• _What you will do_: Give the number of lines containing "that" in this listing, with no other words.

• _Input rows_:
====================
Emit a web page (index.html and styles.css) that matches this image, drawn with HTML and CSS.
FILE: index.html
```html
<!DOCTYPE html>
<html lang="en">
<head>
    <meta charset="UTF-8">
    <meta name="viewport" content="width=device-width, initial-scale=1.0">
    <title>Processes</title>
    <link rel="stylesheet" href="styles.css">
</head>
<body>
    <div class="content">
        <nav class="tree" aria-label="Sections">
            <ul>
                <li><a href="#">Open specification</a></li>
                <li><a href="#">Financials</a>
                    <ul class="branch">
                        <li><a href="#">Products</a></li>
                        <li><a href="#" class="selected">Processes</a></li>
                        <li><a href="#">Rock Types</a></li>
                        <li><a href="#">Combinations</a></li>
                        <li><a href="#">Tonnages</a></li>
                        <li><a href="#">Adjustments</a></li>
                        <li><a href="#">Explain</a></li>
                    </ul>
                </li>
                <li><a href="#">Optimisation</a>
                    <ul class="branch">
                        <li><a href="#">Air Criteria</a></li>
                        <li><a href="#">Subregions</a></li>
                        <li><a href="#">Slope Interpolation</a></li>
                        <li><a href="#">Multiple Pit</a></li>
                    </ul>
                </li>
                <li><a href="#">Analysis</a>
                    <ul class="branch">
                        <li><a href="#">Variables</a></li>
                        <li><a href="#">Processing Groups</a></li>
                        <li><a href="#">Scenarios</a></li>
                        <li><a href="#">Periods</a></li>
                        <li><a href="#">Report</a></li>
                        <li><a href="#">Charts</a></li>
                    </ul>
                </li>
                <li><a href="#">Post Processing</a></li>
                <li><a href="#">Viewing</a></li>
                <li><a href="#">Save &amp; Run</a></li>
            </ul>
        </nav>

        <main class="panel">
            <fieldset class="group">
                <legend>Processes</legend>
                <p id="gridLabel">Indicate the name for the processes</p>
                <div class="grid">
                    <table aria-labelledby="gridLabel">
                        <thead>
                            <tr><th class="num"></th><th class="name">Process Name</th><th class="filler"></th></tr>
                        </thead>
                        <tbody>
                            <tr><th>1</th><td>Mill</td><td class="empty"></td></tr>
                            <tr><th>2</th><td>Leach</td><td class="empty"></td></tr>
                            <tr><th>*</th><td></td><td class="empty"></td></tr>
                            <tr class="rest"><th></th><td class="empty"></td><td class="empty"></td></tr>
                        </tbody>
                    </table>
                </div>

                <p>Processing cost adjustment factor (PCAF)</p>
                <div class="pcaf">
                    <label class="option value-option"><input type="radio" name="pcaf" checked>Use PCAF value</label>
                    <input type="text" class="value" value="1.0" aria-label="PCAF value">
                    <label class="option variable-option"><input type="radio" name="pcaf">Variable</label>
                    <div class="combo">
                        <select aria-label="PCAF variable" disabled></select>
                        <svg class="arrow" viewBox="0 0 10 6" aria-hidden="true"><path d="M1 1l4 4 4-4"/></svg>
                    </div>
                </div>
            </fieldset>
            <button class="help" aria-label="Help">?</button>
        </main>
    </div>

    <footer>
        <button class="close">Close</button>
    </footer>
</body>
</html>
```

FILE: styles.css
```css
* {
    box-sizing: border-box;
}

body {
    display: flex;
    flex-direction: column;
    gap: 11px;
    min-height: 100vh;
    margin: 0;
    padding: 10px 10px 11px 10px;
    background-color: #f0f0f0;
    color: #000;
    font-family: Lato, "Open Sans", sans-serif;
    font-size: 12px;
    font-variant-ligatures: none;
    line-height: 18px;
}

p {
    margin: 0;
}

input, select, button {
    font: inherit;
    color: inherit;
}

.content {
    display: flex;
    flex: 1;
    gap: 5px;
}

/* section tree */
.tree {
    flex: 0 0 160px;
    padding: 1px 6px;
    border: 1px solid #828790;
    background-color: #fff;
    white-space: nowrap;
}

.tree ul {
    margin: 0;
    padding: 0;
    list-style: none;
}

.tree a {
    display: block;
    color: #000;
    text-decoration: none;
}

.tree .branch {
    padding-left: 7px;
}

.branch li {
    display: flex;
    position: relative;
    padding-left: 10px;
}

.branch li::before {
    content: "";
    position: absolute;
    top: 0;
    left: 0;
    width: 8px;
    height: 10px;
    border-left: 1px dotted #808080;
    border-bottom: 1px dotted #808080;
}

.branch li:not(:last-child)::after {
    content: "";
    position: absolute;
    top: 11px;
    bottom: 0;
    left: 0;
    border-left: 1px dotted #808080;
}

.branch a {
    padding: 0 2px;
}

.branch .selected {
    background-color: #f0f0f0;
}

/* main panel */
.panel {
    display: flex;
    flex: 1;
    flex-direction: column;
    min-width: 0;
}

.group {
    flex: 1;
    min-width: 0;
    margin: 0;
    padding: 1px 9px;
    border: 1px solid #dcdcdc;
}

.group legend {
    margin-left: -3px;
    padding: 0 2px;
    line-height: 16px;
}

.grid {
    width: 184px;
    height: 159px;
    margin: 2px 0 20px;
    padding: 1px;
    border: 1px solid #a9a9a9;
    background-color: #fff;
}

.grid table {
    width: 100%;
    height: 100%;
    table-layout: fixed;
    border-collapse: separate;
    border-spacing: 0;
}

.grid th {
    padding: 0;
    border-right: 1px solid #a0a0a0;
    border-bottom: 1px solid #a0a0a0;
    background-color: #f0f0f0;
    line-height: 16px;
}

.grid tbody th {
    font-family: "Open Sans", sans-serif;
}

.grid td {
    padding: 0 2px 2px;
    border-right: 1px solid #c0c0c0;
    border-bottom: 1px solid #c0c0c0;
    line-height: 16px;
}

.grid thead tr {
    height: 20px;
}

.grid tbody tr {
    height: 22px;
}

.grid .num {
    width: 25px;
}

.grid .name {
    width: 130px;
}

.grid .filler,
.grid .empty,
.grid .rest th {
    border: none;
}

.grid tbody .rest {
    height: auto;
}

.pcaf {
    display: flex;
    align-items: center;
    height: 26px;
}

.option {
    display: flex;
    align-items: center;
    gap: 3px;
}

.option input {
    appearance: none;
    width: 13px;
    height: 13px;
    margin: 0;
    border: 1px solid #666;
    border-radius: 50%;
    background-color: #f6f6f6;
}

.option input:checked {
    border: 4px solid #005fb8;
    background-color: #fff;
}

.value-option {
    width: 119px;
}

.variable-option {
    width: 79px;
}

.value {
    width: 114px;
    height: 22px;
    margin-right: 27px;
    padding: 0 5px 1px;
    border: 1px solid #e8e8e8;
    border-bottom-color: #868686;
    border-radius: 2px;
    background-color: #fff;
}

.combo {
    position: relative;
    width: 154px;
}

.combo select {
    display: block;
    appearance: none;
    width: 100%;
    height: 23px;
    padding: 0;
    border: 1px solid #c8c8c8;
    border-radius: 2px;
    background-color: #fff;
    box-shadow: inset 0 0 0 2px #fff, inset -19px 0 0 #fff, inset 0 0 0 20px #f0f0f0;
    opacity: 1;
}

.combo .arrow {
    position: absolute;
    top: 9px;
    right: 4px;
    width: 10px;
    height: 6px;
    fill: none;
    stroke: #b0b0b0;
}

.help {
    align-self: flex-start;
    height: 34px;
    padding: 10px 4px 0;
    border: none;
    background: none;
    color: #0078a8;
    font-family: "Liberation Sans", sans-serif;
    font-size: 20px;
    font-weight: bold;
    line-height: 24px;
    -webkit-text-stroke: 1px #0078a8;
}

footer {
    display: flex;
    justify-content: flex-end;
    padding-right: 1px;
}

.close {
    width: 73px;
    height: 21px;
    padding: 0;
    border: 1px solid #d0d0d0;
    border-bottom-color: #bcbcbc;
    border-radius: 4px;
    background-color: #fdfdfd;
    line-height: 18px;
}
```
====================
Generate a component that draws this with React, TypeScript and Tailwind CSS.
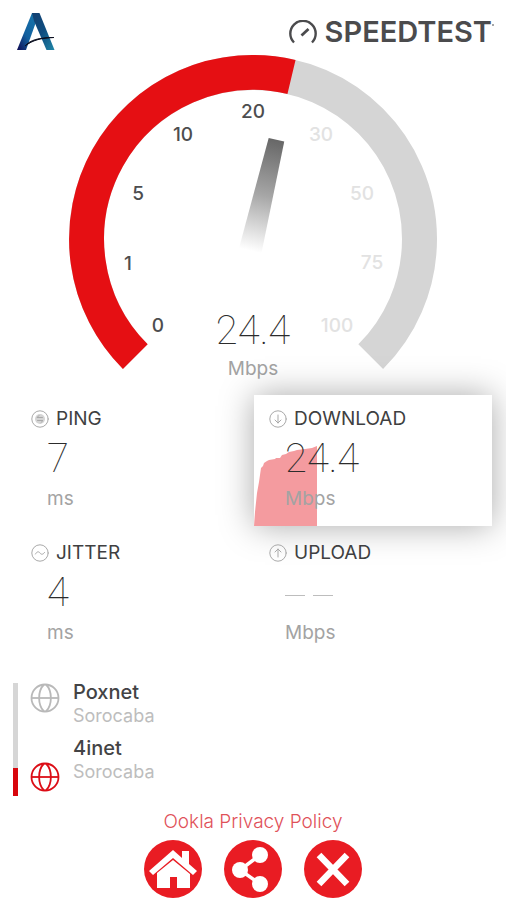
====================
• _Result of this task_: 2